While I think Apple CEO Steve Jobs is letting his unhinged bully side out in public more than ever, American antitrust law doesn't care about his tantrums, it just cares that Apple may be "tying" -- an illegal technique of using power in one market to gain a monopoly in another. And that's just as illegal for Apple in 2010 as it was for Microsoft in the 1990s. Back then Microsoft was charged with using its monopoly in the desktop operating system market, as evidenced by Windows 95's dominant share, to force customers to adopt its Internet Explorer browser in lieu of competitors' such as Netscape's Navigator.

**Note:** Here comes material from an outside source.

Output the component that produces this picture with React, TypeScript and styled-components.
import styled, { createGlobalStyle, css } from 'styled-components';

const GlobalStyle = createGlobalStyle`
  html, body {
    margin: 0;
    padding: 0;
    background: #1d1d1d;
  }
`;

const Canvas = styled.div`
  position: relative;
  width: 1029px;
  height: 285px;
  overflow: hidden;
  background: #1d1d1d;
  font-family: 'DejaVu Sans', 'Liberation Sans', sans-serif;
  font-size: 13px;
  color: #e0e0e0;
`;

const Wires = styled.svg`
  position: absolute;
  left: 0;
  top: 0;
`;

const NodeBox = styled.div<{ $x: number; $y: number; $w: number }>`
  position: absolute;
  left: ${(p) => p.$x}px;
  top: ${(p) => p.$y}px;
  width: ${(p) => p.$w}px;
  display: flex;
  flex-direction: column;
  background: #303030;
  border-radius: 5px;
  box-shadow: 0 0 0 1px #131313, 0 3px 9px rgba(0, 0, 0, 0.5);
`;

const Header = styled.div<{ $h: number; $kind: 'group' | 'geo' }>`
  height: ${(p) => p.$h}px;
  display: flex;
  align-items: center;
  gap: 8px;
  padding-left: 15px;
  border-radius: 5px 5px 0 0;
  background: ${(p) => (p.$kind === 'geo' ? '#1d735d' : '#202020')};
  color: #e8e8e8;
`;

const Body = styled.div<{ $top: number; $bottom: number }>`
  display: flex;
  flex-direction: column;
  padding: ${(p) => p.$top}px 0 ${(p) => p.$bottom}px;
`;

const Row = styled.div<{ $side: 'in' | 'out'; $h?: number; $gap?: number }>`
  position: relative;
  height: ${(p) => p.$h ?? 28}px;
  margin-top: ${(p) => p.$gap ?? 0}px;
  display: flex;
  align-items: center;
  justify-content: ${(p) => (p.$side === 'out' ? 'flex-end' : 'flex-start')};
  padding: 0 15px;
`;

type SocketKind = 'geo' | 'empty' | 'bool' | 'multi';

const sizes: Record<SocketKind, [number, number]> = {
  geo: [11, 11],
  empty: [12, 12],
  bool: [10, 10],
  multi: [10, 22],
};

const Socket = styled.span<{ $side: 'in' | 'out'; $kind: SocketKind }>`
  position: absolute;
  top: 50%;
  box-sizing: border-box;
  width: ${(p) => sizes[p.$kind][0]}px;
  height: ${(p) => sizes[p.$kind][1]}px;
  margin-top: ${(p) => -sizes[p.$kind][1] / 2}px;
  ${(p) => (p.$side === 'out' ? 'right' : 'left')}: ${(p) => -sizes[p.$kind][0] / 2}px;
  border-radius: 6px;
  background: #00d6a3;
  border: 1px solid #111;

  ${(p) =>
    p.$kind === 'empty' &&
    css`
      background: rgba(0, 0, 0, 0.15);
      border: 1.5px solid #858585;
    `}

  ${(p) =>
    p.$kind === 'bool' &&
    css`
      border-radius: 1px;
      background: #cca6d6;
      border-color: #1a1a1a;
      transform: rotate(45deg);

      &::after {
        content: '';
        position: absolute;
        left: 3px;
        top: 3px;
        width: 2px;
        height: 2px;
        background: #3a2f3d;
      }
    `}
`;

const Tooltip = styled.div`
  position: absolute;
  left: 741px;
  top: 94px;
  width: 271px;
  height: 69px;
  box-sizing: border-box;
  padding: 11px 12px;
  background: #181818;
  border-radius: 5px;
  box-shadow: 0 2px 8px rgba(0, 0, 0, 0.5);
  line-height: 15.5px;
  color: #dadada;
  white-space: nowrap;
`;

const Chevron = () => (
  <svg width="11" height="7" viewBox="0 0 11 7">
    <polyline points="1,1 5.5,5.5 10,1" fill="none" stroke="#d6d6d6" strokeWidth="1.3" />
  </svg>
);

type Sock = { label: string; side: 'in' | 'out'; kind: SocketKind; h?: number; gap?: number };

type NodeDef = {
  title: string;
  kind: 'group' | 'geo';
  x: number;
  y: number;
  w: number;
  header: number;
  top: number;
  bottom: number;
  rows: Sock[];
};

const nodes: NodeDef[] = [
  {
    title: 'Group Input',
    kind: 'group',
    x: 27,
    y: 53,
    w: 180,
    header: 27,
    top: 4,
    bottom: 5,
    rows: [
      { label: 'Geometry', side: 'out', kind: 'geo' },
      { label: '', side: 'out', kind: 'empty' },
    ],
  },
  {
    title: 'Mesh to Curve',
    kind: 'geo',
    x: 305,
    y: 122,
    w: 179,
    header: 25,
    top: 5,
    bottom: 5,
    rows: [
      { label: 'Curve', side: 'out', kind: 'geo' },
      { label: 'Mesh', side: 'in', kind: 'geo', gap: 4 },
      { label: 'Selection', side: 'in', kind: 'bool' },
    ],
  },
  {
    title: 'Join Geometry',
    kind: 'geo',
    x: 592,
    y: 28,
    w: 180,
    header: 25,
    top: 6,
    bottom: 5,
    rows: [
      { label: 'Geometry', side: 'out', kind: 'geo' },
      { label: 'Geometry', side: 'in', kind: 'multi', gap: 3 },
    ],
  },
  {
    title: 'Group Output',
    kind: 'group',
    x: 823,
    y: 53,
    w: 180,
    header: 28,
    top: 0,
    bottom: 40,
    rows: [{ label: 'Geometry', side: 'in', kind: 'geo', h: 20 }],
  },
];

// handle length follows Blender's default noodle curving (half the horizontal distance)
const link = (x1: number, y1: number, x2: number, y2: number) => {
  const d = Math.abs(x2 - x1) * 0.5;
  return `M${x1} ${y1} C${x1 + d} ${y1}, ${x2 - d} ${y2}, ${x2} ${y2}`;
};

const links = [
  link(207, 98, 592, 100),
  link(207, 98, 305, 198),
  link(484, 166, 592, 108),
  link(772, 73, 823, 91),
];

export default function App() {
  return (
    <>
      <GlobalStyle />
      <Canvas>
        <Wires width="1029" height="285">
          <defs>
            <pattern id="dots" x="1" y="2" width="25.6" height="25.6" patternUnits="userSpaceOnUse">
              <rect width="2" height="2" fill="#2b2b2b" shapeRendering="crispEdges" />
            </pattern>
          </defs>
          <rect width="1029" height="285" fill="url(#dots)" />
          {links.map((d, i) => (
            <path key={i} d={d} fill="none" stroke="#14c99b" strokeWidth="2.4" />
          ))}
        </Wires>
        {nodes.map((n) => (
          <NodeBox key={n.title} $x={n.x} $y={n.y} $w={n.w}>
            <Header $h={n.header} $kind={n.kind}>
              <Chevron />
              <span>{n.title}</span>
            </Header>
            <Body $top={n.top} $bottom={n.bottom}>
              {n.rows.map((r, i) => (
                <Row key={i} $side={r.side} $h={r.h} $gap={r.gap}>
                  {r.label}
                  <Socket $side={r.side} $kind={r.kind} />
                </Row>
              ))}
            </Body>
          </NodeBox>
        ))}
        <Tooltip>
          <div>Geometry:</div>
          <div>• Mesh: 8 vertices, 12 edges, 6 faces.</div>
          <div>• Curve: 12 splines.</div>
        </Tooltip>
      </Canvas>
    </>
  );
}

What might the U.S. use as the legal basis for a suit against Apple? According to Monday's New York Post, the Department of Justice and the Federal Trade Commission (FTC) are considering whether to file a suit against Apple for using its market leadership in smartphones (iPhone), online music (iTunes) and tablet computers (iPad) to prohibit application developers from using third-party tools, most notably Adobe's (ADBE) Flash video software, to create applications for the iPhone and iPad. Bloomberg News reports that Adobe prompted the U.S. to consider the charges against Apple.
Apple may head off this antitrust trouble by changing the language in its developer agreement. According to the The Wall Street Journal, Apple may end up rewriting its contract with developers, leaving just enough wiggle room with it to avoid a government investigation into its alleged tying.
Closing off the Apple Ecosystem
As my DailyFinance colleague Sam Gustin notes, Steve Jobs seems to be frantically trying to consolidate the company's market power. Sam speculates that Jobs might feel a heightened sense of urgency because he's afraid of Google (GOOG) and its efforts to break into the smartphone market and that he's such a control freak that he's turning Apple and its ecosystem into a closed system -- the likes of which could stifle innovation and threaten its long-term growth.
If an antitrust probe is underway, it wouldn't be the first time Apple got government scrutiny. According to the Journal, over a year ago, the Securities and Exchange Commission made an informal inquiry into Apple's failure to disclose Jobs's health problems in a timely and open manner. And in 2009, the FTC looked into whether sharing directors, such as Google CEO Eric Schmidt, violated antitrust laws. Schmidt resigned from Apple and is now a target of Jobs's fear.
If Apple, like Microsoft, is shown to be engaging in unbecoming anticompetitive behavior, at least Apple's products are a lot more elegant.